■ **GOAL OF THE EXERCISE**
Filter the entries that follow, copying every line in which the word "index" appears.

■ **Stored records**
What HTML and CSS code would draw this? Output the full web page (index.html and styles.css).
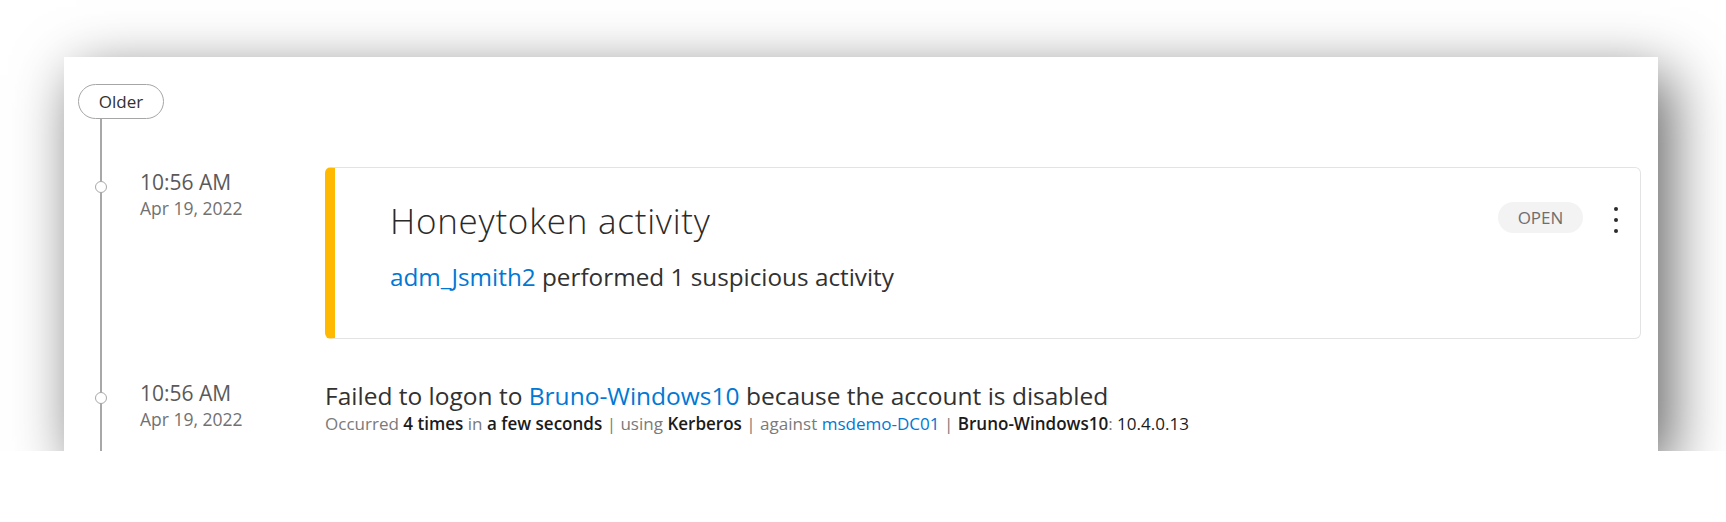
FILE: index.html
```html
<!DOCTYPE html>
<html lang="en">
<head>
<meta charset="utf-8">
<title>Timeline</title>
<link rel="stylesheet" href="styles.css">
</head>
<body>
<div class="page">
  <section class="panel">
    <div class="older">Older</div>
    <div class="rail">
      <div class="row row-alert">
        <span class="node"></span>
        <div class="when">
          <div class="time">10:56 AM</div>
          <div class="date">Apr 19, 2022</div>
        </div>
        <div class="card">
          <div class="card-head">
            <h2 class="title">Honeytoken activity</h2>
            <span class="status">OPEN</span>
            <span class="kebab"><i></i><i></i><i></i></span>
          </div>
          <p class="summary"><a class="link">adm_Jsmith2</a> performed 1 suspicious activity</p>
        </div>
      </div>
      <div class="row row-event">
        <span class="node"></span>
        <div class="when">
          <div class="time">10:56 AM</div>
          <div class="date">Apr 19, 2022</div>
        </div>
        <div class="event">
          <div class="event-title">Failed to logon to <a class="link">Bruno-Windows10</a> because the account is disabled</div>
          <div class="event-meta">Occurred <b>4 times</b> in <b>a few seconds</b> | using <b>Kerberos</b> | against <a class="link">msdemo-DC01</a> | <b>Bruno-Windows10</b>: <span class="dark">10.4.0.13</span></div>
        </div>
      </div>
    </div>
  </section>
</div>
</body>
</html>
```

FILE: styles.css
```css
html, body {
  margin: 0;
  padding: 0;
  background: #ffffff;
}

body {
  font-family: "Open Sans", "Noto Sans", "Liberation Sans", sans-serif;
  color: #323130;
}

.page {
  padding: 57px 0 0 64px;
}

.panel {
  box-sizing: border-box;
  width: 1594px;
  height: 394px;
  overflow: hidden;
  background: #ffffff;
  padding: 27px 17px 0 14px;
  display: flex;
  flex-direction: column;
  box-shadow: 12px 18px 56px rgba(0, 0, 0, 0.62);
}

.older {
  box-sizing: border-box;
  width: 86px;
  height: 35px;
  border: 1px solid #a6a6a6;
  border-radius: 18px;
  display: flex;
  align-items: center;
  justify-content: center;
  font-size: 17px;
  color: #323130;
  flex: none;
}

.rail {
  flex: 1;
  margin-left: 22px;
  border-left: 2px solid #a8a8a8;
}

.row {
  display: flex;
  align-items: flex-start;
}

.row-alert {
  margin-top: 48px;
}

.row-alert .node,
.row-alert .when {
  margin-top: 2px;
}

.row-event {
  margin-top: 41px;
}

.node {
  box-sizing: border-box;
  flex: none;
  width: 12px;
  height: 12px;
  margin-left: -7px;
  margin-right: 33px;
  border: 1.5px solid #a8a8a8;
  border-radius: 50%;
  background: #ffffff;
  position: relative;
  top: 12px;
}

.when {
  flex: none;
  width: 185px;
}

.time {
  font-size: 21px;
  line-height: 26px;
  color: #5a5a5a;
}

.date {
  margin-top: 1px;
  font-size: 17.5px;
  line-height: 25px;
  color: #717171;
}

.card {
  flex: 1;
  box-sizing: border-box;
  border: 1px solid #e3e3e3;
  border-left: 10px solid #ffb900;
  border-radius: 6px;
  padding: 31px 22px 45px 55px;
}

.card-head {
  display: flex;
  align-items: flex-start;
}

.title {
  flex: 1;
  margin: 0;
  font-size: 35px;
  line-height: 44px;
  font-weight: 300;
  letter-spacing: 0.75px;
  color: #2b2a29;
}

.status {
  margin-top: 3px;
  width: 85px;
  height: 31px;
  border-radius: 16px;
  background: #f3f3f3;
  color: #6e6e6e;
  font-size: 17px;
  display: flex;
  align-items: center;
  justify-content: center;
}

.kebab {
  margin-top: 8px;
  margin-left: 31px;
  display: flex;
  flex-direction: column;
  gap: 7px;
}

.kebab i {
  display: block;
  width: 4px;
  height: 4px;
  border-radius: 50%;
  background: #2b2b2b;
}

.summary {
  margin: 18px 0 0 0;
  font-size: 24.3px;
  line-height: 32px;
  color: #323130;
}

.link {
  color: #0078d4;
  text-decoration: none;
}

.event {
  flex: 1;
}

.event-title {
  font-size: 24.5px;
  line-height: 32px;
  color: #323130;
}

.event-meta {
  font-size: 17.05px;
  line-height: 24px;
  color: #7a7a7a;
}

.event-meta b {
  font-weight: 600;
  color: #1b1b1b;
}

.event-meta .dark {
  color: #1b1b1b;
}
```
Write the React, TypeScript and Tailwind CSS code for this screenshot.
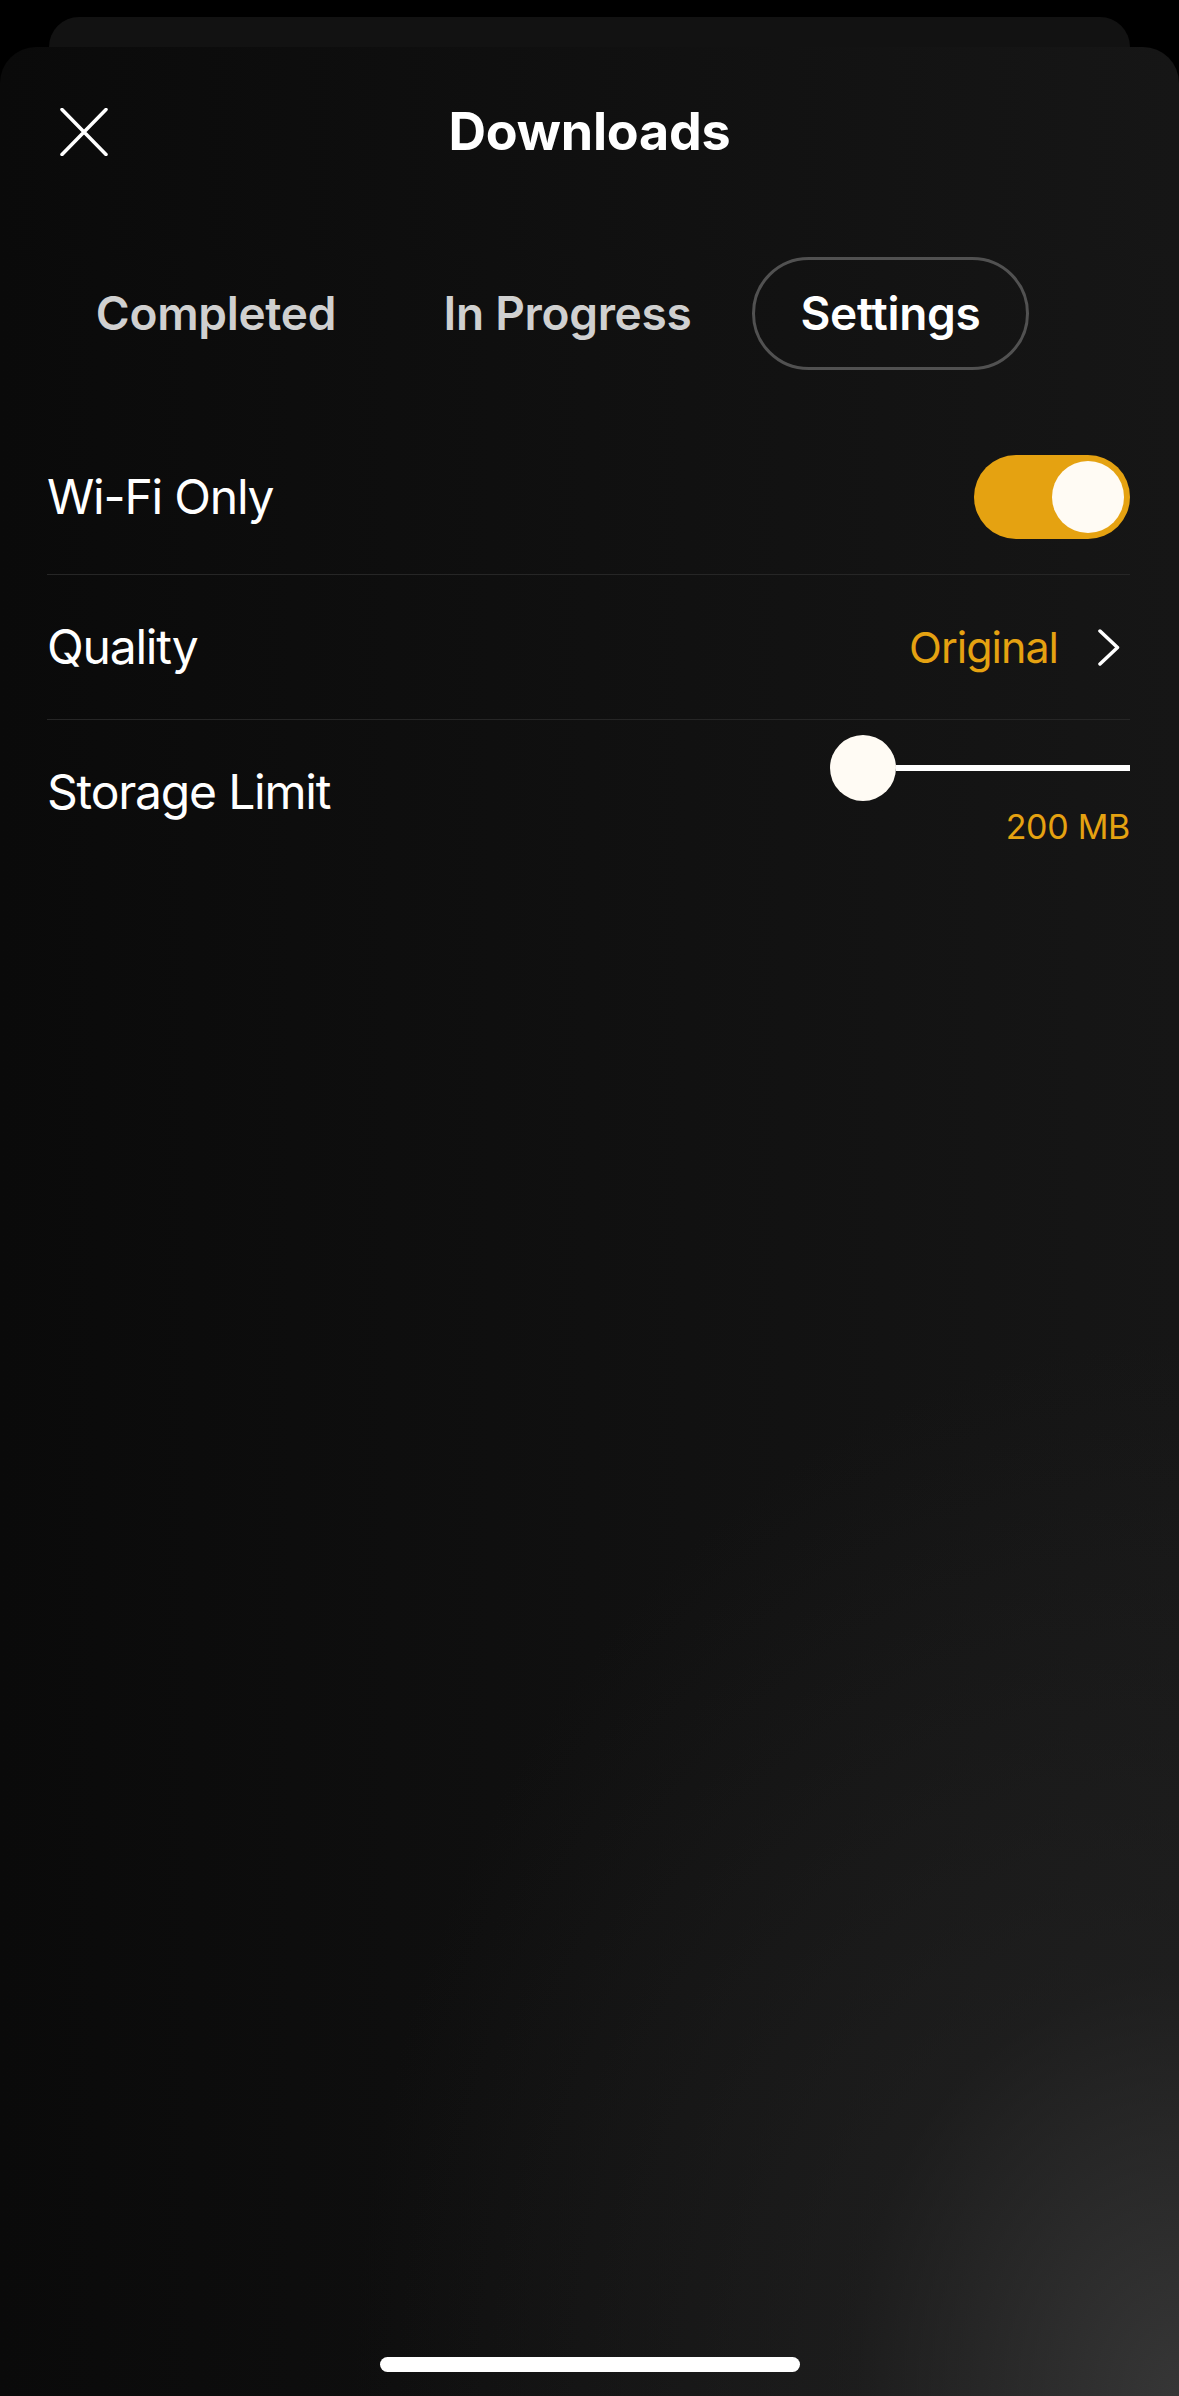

■ **FULL OUTPUT**
What HTML and CSS code would draw this? Output the full web page (index.html and styles.css).
FILE: index.html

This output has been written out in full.